4. Help, I’m Hangry!
There were a few weeks that the town ran out of propane. Most homes in town are equipped with burners instead of real stove/oven combos, which use propane tanks. And wouldn’t you know, our tank just happened to run out during one of these weeks. We were forced to eat every meal out or succumb to microwave cooking. True confessions, I may have resorted to ramen noodles. These were trying times. Rumors that certain grocery stores had just gotten a supply ran rampant through town. Tanks were precariously stacked on the backs of motorbikes and quads as everyone raced around in search of propane. In the end, our lovely Tica landlord brought us a tank from San Jose (remember now, that’s 5 hours away) on her next visit, which happened to be a few days later. From then on, it was clear to us that we just had to sit back and go with the flow.
5. If I Had To Describe My Life In The Form Of A Disney Movie …
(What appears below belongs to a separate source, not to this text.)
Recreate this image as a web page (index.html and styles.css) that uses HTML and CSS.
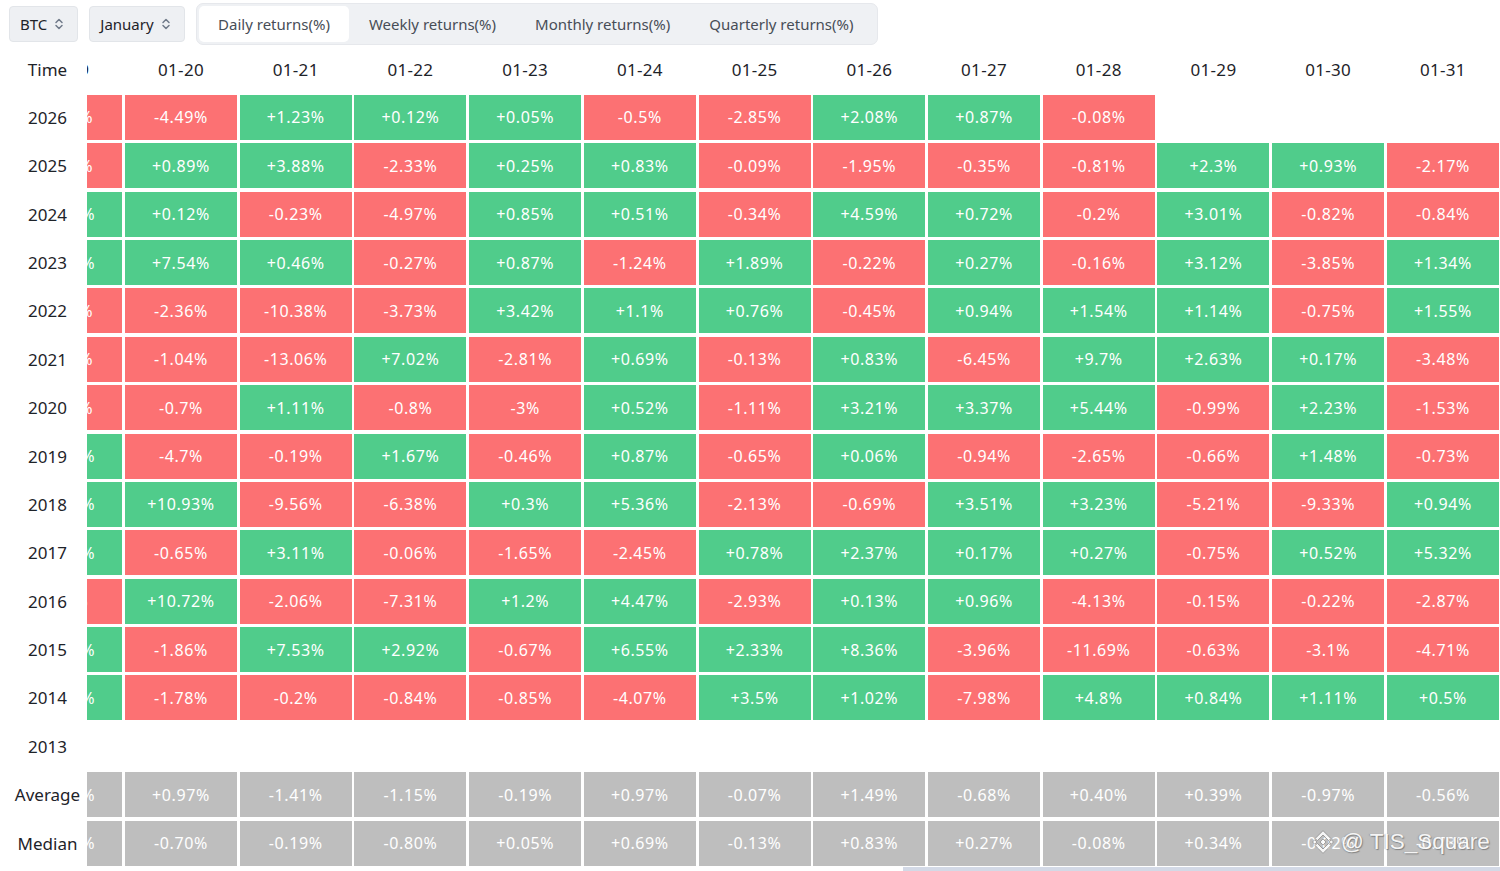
FILE: index.html
```html
<!DOCTYPE html>
<html lang="en">
<head>
<meta charset="utf-8">
<title>BTC daily returns</title>
<link rel="stylesheet" href="styles.css">
</head>
<body>
<div class="page">
  <div class="toolbar">
    <div class="select">BTC <svg class="chev" viewBox="0 0 10 14" width="10" height="14"><path d="M2 5.5 L5 2.5 L8 5.5 M2 8.5 L5 11.5 L8 8.5"/></svg></div>
    <div class="select">January <svg class="chev" viewBox="0 0 10 14" width="10" height="14"><path d="M2 5.5 L5 2.5 L8 5.5 M2 8.5 L5 11.5 L8 8.5"/></svg></div>
    <div class="tabs">
      <div class="tab active">Daily returns(%)</div>
      <div class="tab">Weekly returns(%)</div>
      <div class="tab">Monthly returns(%)</div>
      <div class="tab">Quarterly returns(%)</div>
    </div>
  </div>

  <div class="table">
    <div class="labels">
      <div class="label">Time</div>
      <div class="label">2026</div>
      <div class="label">2025</div>
      <div class="label">2024</div>
      <div class="label">2023</div>
      <div class="label">2022</div>
      <div class="label">2021</div>
      <div class="label">2020</div>
      <div class="label">2019</div>
      <div class="label">2018</div>
      <div class="label">2017</div>
      <div class="label">2016</div>
      <div class="label">2015</div>
      <div class="label">2014</div>
      <div class="label">2013</div>
      <div class="label">Average</div>
      <div class="label">Median</div>
    </div>
    <div class="viewport">
      <div class="grid">
        <div class="h">01-19</div><div class="h">01-20</div><div class="h">01-21</div><div class="h">01-22</div><div class="h">01-23</div><div class="h">01-24</div><div class="h">01-25</div><div class="h">01-26</div><div class="h">01-27</div><div class="h">01-28</div><div class="h">01-29</div><div class="h">01-30</div><div class="h">01-31</div>

        <div class="c dn">-1.83%</div><div class="c dn">-4.49%</div><div class="c up">+1.23%</div><div class="c up">+0.12%</div><div class="c up">+0.05%</div><div class="c dn">-0.5%</div><div class="c dn">-2.85%</div><div class="c up">+2.08%</div><div class="c up">+0.87%</div><div class="c dn">-0.08%</div><div class="c"></div><div class="c"></div><div class="c"></div>

        <div class="c dn">-0.62%</div><div class="c up">+0.89%</div><div class="c up">+3.88%</div><div class="c dn">-2.33%</div><div class="c up">+0.25%</div><div class="c up">+0.83%</div><div class="c dn">-0.09%</div><div class="c dn">-1.95%</div><div class="c dn">-0.35%</div><div class="c dn">-0.81%</div><div class="c up">+2.3%</div><div class="c up">+0.93%</div><div class="c dn">-2.17%</div>

        <div class="c up">+1.74%</div><div class="c up">+0.12%</div><div class="c dn">-0.23%</div><div class="c dn">-4.97%</div><div class="c up">+0.85%</div><div class="c up">+0.51%</div><div class="c dn">-0.34%</div><div class="c up">+4.59%</div><div class="c up">+0.72%</div><div class="c dn">-0.2%</div><div class="c up">+3.01%</div><div class="c dn">-0.82%</div><div class="c dn">-0.84%</div>

        <div class="c up">+0.42%</div><div class="c up">+7.54%</div><div class="c up">+0.46%</div><div class="c dn">-0.27%</div><div class="c up">+0.87%</div><div class="c dn">-1.24%</div><div class="c up">+1.89%</div><div class="c dn">-0.22%</div><div class="c up">+0.27%</div><div class="c dn">-0.16%</div><div class="c up">+3.12%</div><div class="c dn">-3.85%</div><div class="c up">+1.34%</div>

        <div class="c dn">-1.37%</div><div class="c dn">-2.36%</div><div class="c dn">-10.38%</div><div class="c dn">-3.73%</div><div class="c up">+3.42%</div><div class="c up">+1.1%</div><div class="c up">+0.76%</div><div class="c dn">-0.45%</div><div class="c up">+0.94%</div><div class="c up">+1.54%</div><div class="c up">+1.14%</div><div class="c dn">-0.75%</div><div class="c up">+1.55%</div>

        <div class="c dn">-2.61%</div><div class="c dn">-1.04%</div><div class="c dn">-13.06%</div><div class="c up">+7.02%</div><div class="c dn">-2.81%</div><div class="c up">+0.69%</div><div class="c dn">-0.13%</div><div class="c up">+0.83%</div><div class="c dn">-6.45%</div><div class="c up">+9.7%</div><div class="c up">+2.63%</div><div class="c up">+0.17%</div><div class="c dn">-3.48%</div>

        <div class="c dn">-0.92%</div><div class="c dn">-0.7%</div><div class="c up">+1.11%</div><div class="c dn">-0.8%</div><div class="c dn">-3%</div><div class="c up">+0.52%</div><div class="c dn">-1.11%</div><div class="c up">+3.21%</div><div class="c up">+3.37%</div><div class="c up">+5.44%</div><div class="c dn">-0.99%</div><div class="c up">+2.23%</div><div class="c dn">-1.53%</div>

        <div class="c up">+0.81%</div><div class="c dn">-4.7%</div><div class="c dn">-0.19%</div><div class="c up">+1.67%</div><div class="c dn">-0.46%</div><div class="c up">+0.87%</div><div class="c dn">-0.65%</div><div class="c up">+0.06%</div><div class="c dn">-0.94%</div><div class="c dn">-2.65%</div><div class="c dn">-0.66%</div><div class="c up">+1.48%</div><div class="c dn">-0.73%</div>

        <div class="c up">+2.96%</div><div class="c up">+10.93%</div><div class="c dn">-9.56%</div><div class="c dn">-6.38%</div><div class="c up">+0.3%</div><div class="c up">+5.36%</div><div class="c dn">-2.13%</div><div class="c dn">-0.69%</div><div class="c up">+3.51%</div><div class="c up">+3.23%</div><div class="c dn">-5.21%</div><div class="c dn">-9.33%</div><div class="c up">+0.94%</div>

        <div class="c up">+1.17%</div><div class="c dn">-0.65%</div><div class="c up">+3.11%</div><div class="c dn">-0.06%</div><div class="c dn">-1.65%</div><div class="c dn">-2.45%</div><div class="c up">+0.78%</div><div class="c up">+2.37%</div><div class="c up">+0.17%</div><div class="c up">+0.27%</div><div class="c dn">-0.75%</div><div class="c up">+0.52%</div><div class="c up">+5.32%</div>

        <div class="c dn">-1.9%</div><div class="c up">+10.72%</div><div class="c dn">-2.06%</div><div class="c dn">-7.31%</div><div class="c up">+1.2%</div><div class="c up">+4.47%</div><div class="c dn">-2.93%</div><div class="c up">+0.13%</div><div class="c up">+0.96%</div><div class="c dn">-4.13%</div><div class="c dn">-0.15%</div><div class="c dn">-0.22%</div><div class="c dn">-2.87%</div>

        <div class="c up">+1.44%</div><div class="c dn">-1.86%</div><div class="c up">+7.53%</div><div class="c up">+2.92%</div><div class="c dn">-0.67%</div><div class="c up">+6.55%</div><div class="c up">+2.33%</div><div class="c up">+8.36%</div><div class="c dn">-3.96%</div><div class="c dn">-11.69%</div><div class="c dn">-0.63%</div><div class="c dn">-3.1%</div><div class="c dn">-4.71%</div>

        <div class="c up">+0.63%</div><div class="c dn">-1.78%</div><div class="c dn">-0.2%</div><div class="c dn">-0.84%</div><div class="c dn">-0.85%</div><div class="c dn">-4.07%</div><div class="c up">+3.5%</div><div class="c up">+1.02%</div><div class="c dn">-7.98%</div><div class="c up">+4.8%</div><div class="c up">+0.84%</div><div class="c up">+1.11%</div><div class="c up">+0.5%</div>

        <div class="c"></div><div class="c"></div><div class="c"></div><div class="c"></div><div class="c"></div><div class="c"></div><div class="c"></div><div class="c"></div><div class="c"></div><div class="c"></div><div class="c"></div><div class="c"></div><div class="c"></div>

        <div class="c avg">+0.31%</div><div class="c avg">+0.97%</div><div class="c avg">-1.41%</div><div class="c avg">-1.15%</div><div class="c avg">-0.19%</div><div class="c avg">+0.97%</div><div class="c avg">-0.07%</div><div class="c avg">+1.49%</div><div class="c avg">-0.68%</div><div class="c avg">+0.40%</div><div class="c avg">+0.39%</div><div class="c avg">-0.97%</div><div class="c avg">-0.56%</div>

        <div class="c avg">+0.15%</div><div class="c avg">-0.70%</div><div class="c avg">-0.19%</div><div class="c avg">-0.80%</div><div class="c avg">+0.05%</div><div class="c avg">+0.69%</div><div class="c avg">-0.13%</div><div class="c avg">+0.83%</div><div class="c avg">+0.27%</div><div class="c avg">-0.08%</div><div class="c avg">+0.34%</div><div class="c avg">-0.02%</div><div class="c avg">-0.78%</div>
      </div>
      <div class="scrollbar"><div class="thumb"></div></div>
    </div>
  </div>

  <div class="watermark">
    <svg class="wm-logo" viewBox="0 0 32 32" width="28" height="28">
      <polygon points="16,3 25,12 22.5,14.5 16,8 9.5,14.5 7,12"/>
      <polygon points="16,29 25,20 22.5,17.5 16,24 9.5,17.5 7,20"/>
      <polygon points="4,16 6.5,13.5 9,16 6.5,18.5"/>
      <polygon points="28,16 25.5,13.5 23,16 25.5,18.5"/>
      <polygon points="16,12.5 19.5,16 16,19.5 12.5,16"/>
    </svg>
    <span class="wm-text">@ TIS_Square</span>
  </div>
</div>
</body>
</html>
```
FILE: styles.css
```css
html, body {
  margin: 0;
  padding: 0;
  background: #ffffff;
}

body {
  font-family: "Noto Sans", "Open Sans", sans-serif;
  color: #1e2329;
  overflow: hidden;
}

.page {
  position: relative;
  width: 1500px;
  height: 871px;
  box-sizing: border-box;
  padding-left: 8px;
}

/* ---------- toolbar ---------- */
.toolbar {
  display: flex;
  align-items: center;
  height: 42px;
  padding-top: 3px;
}

.select {
  display: flex;
  align-items: center;
  gap: 7px;
  height: 36px;
  box-sizing: border-box;
  padding: 0 13px 0 10px;
  background: #eef0f3;
  border: 1px solid #e2e5e9;
  border-radius: 4px;
  font-size: 15px;
  color: #1e2329;
  margin-left: 1px;
}

.select + .select {
  margin-left: 11px;
}

.chev {
  fill: none;
  stroke: #707a8a;
  stroke-width: 1.5;
  stroke-linecap: round;
  stroke-linejoin: round;
}

.tabs {
  display: flex;
  align-items: center;
  height: 42px;
  box-sizing: border-box;
  margin-left: 11px;
  padding: 0 4px 0 2px;
  background: #eff1f4;
  border: 1px solid #e6e8ec;
  border-radius: 7px;
}

.tab {
  display: flex;
  align-items: center;
  height: 36px;
  padding: 0 19.5px;
  font-size: 15px;
  color: #474d57;
  border-radius: 5px;
}

.tab.active {
  background: #ffffff;
}

/* ---------- table ---------- */
.table {
  display: flex;
  margin-top: 1.6px;
}

.labels {
  flex: none;
  width: 79px;
  display: grid;
  grid-auto-rows: 45px;
  row-gap: 3.38px;
}

.label,
.h {
  display: flex;
  align-items: center;
  justify-content: center;
  font-size: 17px;
  color: #1e2329;
  white-space: nowrap;
}

.h {
  letter-spacing: 0.3px;
}

.viewport {
  flex: 1;
  min-width: 0;
  overflow: hidden;
}

.grid {
  display: grid;
  grid-template-columns: repeat(13, 112px);
  column-gap: 2.73px;
  grid-auto-rows: 45px;
  row-gap: 3.38px;
  margin-left: -76.73px;
}

.c {
  display: flex;
  align-items: center;
  justify-content: center;
  font-size: 16px;
  letter-spacing: 0.6px;
  color: #ffffff;
  white-space: nowrap;
}

.c.up {
  background: #50cc8b;
}

.c.dn {
  background: #fc7173;
}

.c.avg {
  background: #bebebe;
}

.scrollbar {
  height: 4px;
  margin-top: 1.3px;
}

.thumb {
  margin-left: 816px;
  height: 4px;
  background: #d3d9e6;
}

/* ---------- watermark overlay ---------- */
.watermark {
  position: absolute;
  left: 1309px;
  top: 828px;
  display: flex;
  align-items: center;
  gap: 4px;
  opacity: 0.85;
  pointer-events: none;
}

.wm-logo polygon {
  fill: #ffffff;
  stroke: #8a8a8a;
  stroke-width: 1;
}

.wm-text {
  font-family: "Liberation Sans", sans-serif;
  font-size: 22.5px;
  color: #ffffff;
  text-shadow: 1px 1px 1px rgba(90, 90, 90, 0.7), -1px 0 1px rgba(120, 120, 120, 0.5);
  white-space: nowrap;
}
```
… It would be A Bug’s Life. Seeing as we moved to the jungle you’d think I’d be able to handle the creatures that run rampant. But alas, I have zero chill when it comes to critters. Mainly because the creepiest of which always seem to find their way into our bedroom and even *gulp * the bed. Our nighttime visitors consist of geckos, scorpions, centipedes, giant ants, and spiders. Of the bunch, the geckos are my number one arch-nemesis. They find their way in through any crack or crevice, even entering once through the air conditioning unit. One minute you’re happily watching your nightly Netflix and the next, two screeching lizards burst in and speedily zig-zag all over the walls and ceilings. All I can say is, thank God for mozzie nets or I would never sleep.
But so what, right? You laugh about it, you adapt and then you head to the beach because the ocean can wash away all of your problems (it’s science, look it up). That’s the gist of life down here, it’s a little rugged, a little ‘last frontier’, but overall, its beauty and the subsequent feeling you get once surrounded by it can trump everything.